Troubles at the former No. 2 and No. 3 global brands — Motorola and Sony Ericsson — have also helped matters.

Nokia’s spoils have declined from around 65-70% to 50-55% over the last two years.

The three global brands together have lost close to 30% share, some of which has been grabbed by Samsung and LG.
The sharea of desi devices has roughly doubled over the last one year from around 10% to 20%.

There’s traction to gain much more, inspiring them to bigger goals.

Micromax is aiming to sustain a 10% market share for the full year despite a dip to around 7% in February “due to the Chinese new year”. Videocon, which entered the market late last year, aims for one-tenth of the arena backed by a vocal marketing campaign.
Spice, the second biggest Indian brand, wants to double its share next year from the current 4-5%, while Intex is aiming for 5%.

Besides features like pencil-cell support, TV reception and really ‘loud’ speakers, consumers can also look forward to finding some advanced features such as 3G and Android.
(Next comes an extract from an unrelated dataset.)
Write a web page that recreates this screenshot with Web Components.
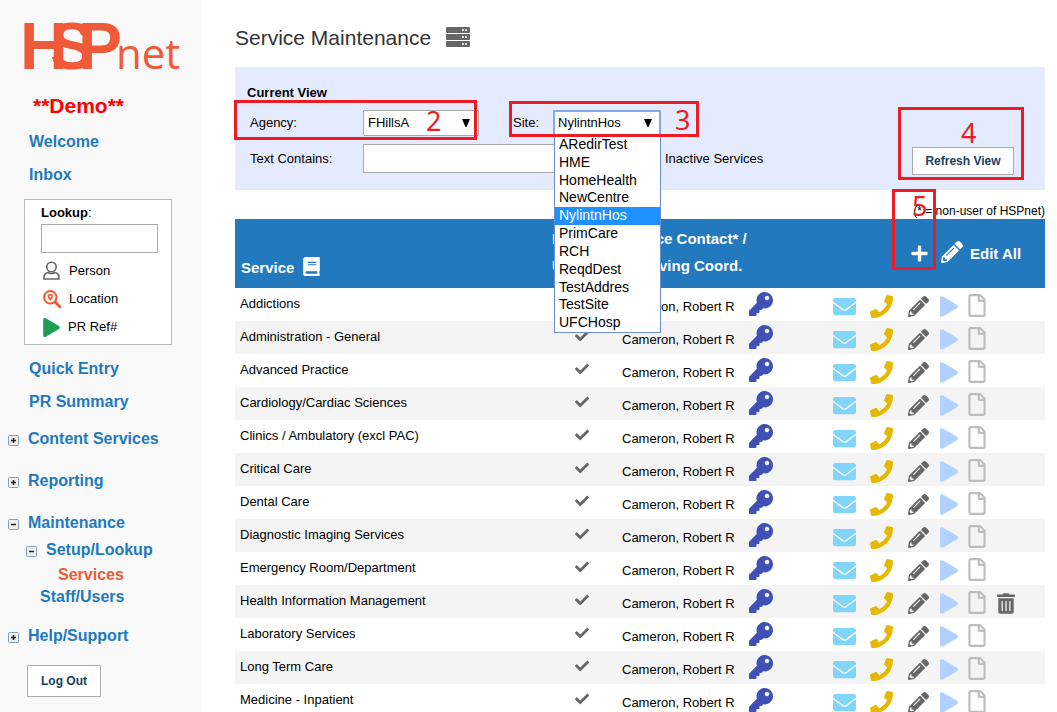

While Mediatek has already launched its 3G chipset after signing a deal with Qualcomm last year, its affiliates are expected to bring out their first Android phone in June this year at a price of around Rs 6,500, half of the current entry-level price.

Considering the variety at hand, Jain and Ahuja hope consumers will choose carefully. They said most of the current brands have been created by distributors.

“It is mainly the distributors of big brands like Nokia and Samsung who are launching their own brands. They believe that they own a certain part of the distribution channel and if they create their own brand, they can push it downwards,” Micromax’s Jain said.

“But if the consumers end up buying phones of very small players who may not have a good customer-care set-up or who may not even survive the next six months, then they will have nowhere to turn to if something goes wrong,” he warns. That comment has a familiar ring: it could have come from a Nokia official a year ago.